▶ **Short problem**: Your copy of the material must match it exactly, except that pictures are dropped.

━━━━━━━━━━━━━━━━━━━━

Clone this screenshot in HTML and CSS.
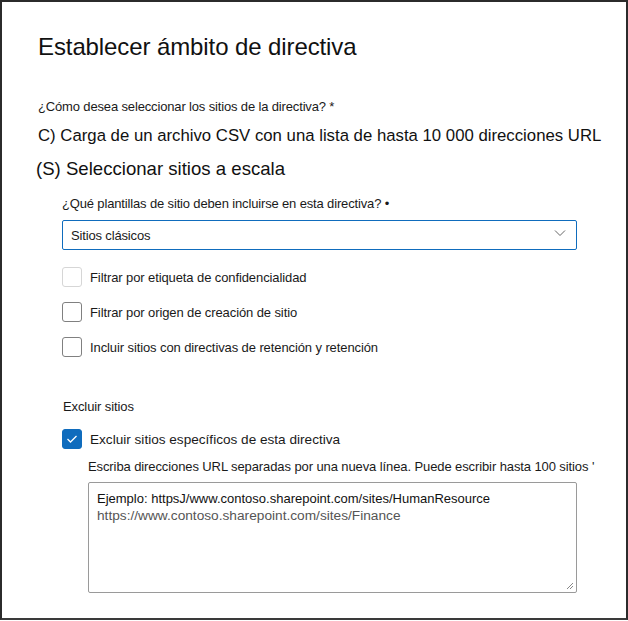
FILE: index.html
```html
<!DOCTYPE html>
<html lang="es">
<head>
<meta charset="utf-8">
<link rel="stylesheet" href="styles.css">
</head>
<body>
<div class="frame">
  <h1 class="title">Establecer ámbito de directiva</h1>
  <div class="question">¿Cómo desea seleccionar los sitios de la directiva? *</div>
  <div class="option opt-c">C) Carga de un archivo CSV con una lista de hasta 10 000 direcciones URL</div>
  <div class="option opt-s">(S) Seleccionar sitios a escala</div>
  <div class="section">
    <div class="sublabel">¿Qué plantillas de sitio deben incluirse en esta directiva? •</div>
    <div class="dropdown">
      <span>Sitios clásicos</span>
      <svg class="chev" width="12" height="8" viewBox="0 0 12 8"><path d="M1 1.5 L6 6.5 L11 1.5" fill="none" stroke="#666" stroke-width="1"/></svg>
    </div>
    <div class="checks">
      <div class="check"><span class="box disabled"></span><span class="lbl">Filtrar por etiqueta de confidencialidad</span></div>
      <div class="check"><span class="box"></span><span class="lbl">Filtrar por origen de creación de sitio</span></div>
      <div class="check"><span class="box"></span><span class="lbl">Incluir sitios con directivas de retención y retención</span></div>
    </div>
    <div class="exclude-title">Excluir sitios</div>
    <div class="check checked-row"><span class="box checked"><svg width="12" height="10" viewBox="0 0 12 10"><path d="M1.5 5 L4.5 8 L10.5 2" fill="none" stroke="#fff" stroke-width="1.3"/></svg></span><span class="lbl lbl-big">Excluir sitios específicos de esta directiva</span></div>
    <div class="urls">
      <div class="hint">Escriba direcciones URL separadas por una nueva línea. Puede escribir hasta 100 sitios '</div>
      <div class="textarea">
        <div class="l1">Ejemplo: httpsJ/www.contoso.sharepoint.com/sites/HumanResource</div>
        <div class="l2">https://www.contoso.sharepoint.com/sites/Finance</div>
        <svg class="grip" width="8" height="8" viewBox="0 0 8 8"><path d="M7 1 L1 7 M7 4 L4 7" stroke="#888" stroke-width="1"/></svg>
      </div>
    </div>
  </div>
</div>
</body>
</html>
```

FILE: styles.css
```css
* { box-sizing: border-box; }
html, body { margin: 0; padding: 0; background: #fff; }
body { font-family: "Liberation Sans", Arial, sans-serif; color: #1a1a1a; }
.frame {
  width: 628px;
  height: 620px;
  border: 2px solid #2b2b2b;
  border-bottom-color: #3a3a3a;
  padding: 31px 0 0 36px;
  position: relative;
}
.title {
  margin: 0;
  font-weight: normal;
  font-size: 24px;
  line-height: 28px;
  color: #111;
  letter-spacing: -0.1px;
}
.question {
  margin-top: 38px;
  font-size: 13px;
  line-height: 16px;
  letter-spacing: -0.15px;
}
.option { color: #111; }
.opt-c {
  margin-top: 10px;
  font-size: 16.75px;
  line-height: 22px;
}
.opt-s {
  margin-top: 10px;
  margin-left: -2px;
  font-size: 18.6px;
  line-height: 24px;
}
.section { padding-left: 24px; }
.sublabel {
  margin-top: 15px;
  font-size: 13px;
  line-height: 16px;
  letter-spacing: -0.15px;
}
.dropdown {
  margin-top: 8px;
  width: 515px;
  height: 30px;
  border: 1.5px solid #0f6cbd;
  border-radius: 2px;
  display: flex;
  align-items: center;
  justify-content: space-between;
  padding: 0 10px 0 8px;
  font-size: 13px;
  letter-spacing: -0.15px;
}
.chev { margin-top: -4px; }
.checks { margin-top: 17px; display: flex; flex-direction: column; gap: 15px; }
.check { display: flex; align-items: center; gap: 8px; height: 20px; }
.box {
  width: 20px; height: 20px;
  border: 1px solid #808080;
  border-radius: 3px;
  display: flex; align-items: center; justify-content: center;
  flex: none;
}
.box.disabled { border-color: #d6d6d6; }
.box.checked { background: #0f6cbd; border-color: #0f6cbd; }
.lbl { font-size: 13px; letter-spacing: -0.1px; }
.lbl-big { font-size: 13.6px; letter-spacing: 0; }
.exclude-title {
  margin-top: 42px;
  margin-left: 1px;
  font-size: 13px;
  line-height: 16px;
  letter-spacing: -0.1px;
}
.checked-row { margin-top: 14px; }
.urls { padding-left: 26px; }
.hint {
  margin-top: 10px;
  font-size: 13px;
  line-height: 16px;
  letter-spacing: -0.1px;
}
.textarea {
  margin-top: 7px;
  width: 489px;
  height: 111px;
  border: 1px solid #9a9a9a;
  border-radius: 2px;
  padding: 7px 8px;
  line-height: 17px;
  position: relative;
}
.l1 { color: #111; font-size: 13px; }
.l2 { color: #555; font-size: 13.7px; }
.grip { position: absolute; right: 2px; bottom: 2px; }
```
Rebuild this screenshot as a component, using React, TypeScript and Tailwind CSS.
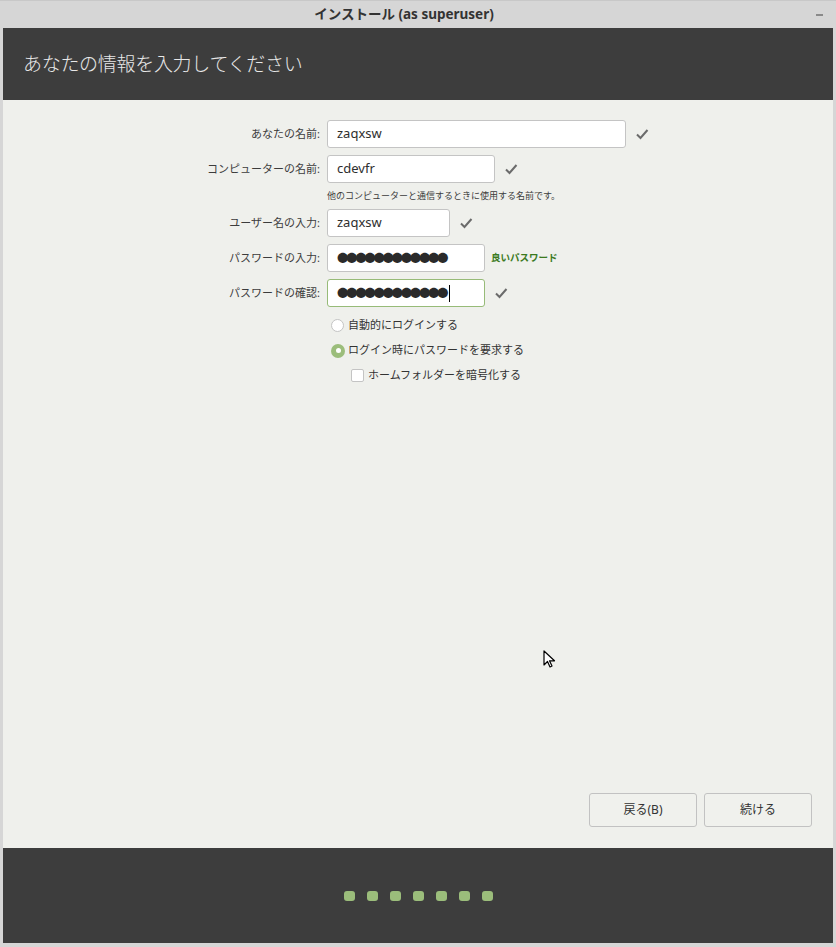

━━━━━━━━━━━━━━━━━━━━

▶ **Reply**:
Clone this screenshot in HTML and CSS.
FILE: index.html
```html
<!DOCTYPE html>
<html lang="es">
<head>
<meta charset="utf-8">
<link rel="stylesheet" href="styles.css">
</head>
<body>
<div class="frame">
  <h1 class="title">Establecer ámbito de directiva</h1>
  <div class="question">¿Cómo desea seleccionar los sitios de la directiva? *</div>
  <div class="option opt-c">C) Carga de un archivo CSV con una lista de hasta 10 000 direcciones URL</div>
  <div class="option opt-s">(S) Seleccionar sitios a escala</div>
  <div class="section">
    <div class="sublabel">¿Qué plantillas de sitio deben incluirse en esta directiva? •</div>
    <div class="dropdown">
      <span>Sitios clásicos</span>
      <svg class="chev" width="12" height="8" viewBox="0 0 12 8"><path d="M1 1.5 L6 6.5 L11 1.5" fill="none" stroke="#666" stroke-width="1"/></svg>
    </div>
    <div class="checks">
      <div class="check"><span class="box disabled"></span><span class="lbl">Filtrar por etiqueta de confidencialidad</span></div>
      <div class="check"><span class="box"></span><span class="lbl">Filtrar por origen de creación de sitio</span></div>
      <div class="check"><span class="box"></span><span class="lbl">Incluir sitios con directivas de retención y retención</span></div>
    </div>
    <div class="exclude-title">Excluir sitios</div>
    <div class="check checked-row"><span class="box checked"><svg width="12" height="10" viewBox="0 0 12 10"><path d="M1.5 5 L4.5 8 L10.5 2" fill="none" stroke="#fff" stroke-width="1.3"/></svg></span><span class="lbl lbl-big">Excluir sitios específicos de esta directiva</span></div>
    <div class="urls">
      <div class="hint">Escriba direcciones URL separadas por una nueva línea. Puede escribir hasta 100 sitios '</div>
      <div class="textarea">
        <div class="l1">Ejemplo: httpsJ/www.contoso.sharepoint.com/sites/HumanResource</div>
        <div class="l2">https://www.contoso.sharepoint.com/sites/Finance</div>
        <svg class="grip" width="8" height="8" viewBox="0 0 8 8"><path d="M7 1 L1 7 M7 4 L4 7" stroke="#888" stroke-width="1"/></svg>
      </div>
    </div>
  </div>
</div>
</body>
</html>
```

FILE: styles.css
```css
* { box-sizing: border-box; }
html, body { margin: 0; padding: 0; background: #fff; }
body { font-family: "Liberation Sans", Arial, sans-serif; color: #1a1a1a; }
.frame {
  width: 628px;
  height: 620px;
  border: 2px solid #2b2b2b;
  border-bottom-color: #3a3a3a;
  padding: 31px 0 0 36px;
  position: relative;
}
.title {
  margin: 0;
  font-weight: normal;
  font-size: 24px;
  line-height: 28px;
  color: #111;
  letter-spacing: -0.1px;
}
.question {
  margin-top: 38px;
  font-size: 13px;
  line-height: 16px;
  letter-spacing: -0.15px;
}
.option { color: #111; }
.opt-c {
  margin-top: 10px;
  font-size: 16.75px;
  line-height: 22px;
}
.opt-s {
  margin-top: 10px;
  margin-left: -2px;
  font-size: 18.6px;
  line-height: 24px;
}
.section { padding-left: 24px; }
.sublabel {
  margin-top: 15px;
  font-size: 13px;
  line-height: 16px;
  letter-spacing: -0.15px;
}
.dropdown {
  margin-top: 8px;
  width: 515px;
  height: 30px;
  border: 1.5px solid #0f6cbd;
  border-radius: 2px;
  display: flex;
  align-items: center;
  justify-content: space-between;
  padding: 0 10px 0 8px;
  font-size: 13px;
  letter-spacing: -0.15px;
}
.chev { margin-top: -4px; }
.checks { margin-top: 17px; display: flex; flex-direction: column; gap: 15px; }
.check { display: flex; align-items: center; gap: 8px; height: 20px; }
.box {
  width: 20px; height: 20px;
  border: 1px solid #808080;
  border-radius: 3px;
  display: flex; align-items: center; justify-content: center;
  flex: none;
}
.box.disabled { border-color: #d6d6d6; }
.box.checked { background: #0f6cbd; border-color: #0f6cbd; }
.lbl { font-size: 13px; letter-spacing: -0.1px; }
.lbl-big { font-size: 13.6px; letter-spacing: 0; }
.exclude-title {
  margin-top: 42px;
  margin-left: 1px;
  font-size: 13px;
  line-height: 16px;
  letter-spacing: -0.1px;
}
.checked-row { margin-top: 14px; }
.urls { padding-left: 26px; }
.hint {
  margin-top: 10px;
  font-size: 13px;
  line-height: 16px;
  letter-spacing: -0.1px;
}
.textarea {
  margin-top: 7px;
  width: 489px;
  height: 111px;
  border: 1px solid #9a9a9a;
  border-radius: 2px;
  padding: 7px 8px;
  line-height: 17px;
  position: relative;
}
.l1 { color: #111; font-size: 13px; }
.l2 { color: #555; font-size: 13.7px; }
.grip { position: absolute; right: 2px; bottom: 2px; }
```
Rebuild this screenshot as a component, using React, TypeScript and Tailwind CSS.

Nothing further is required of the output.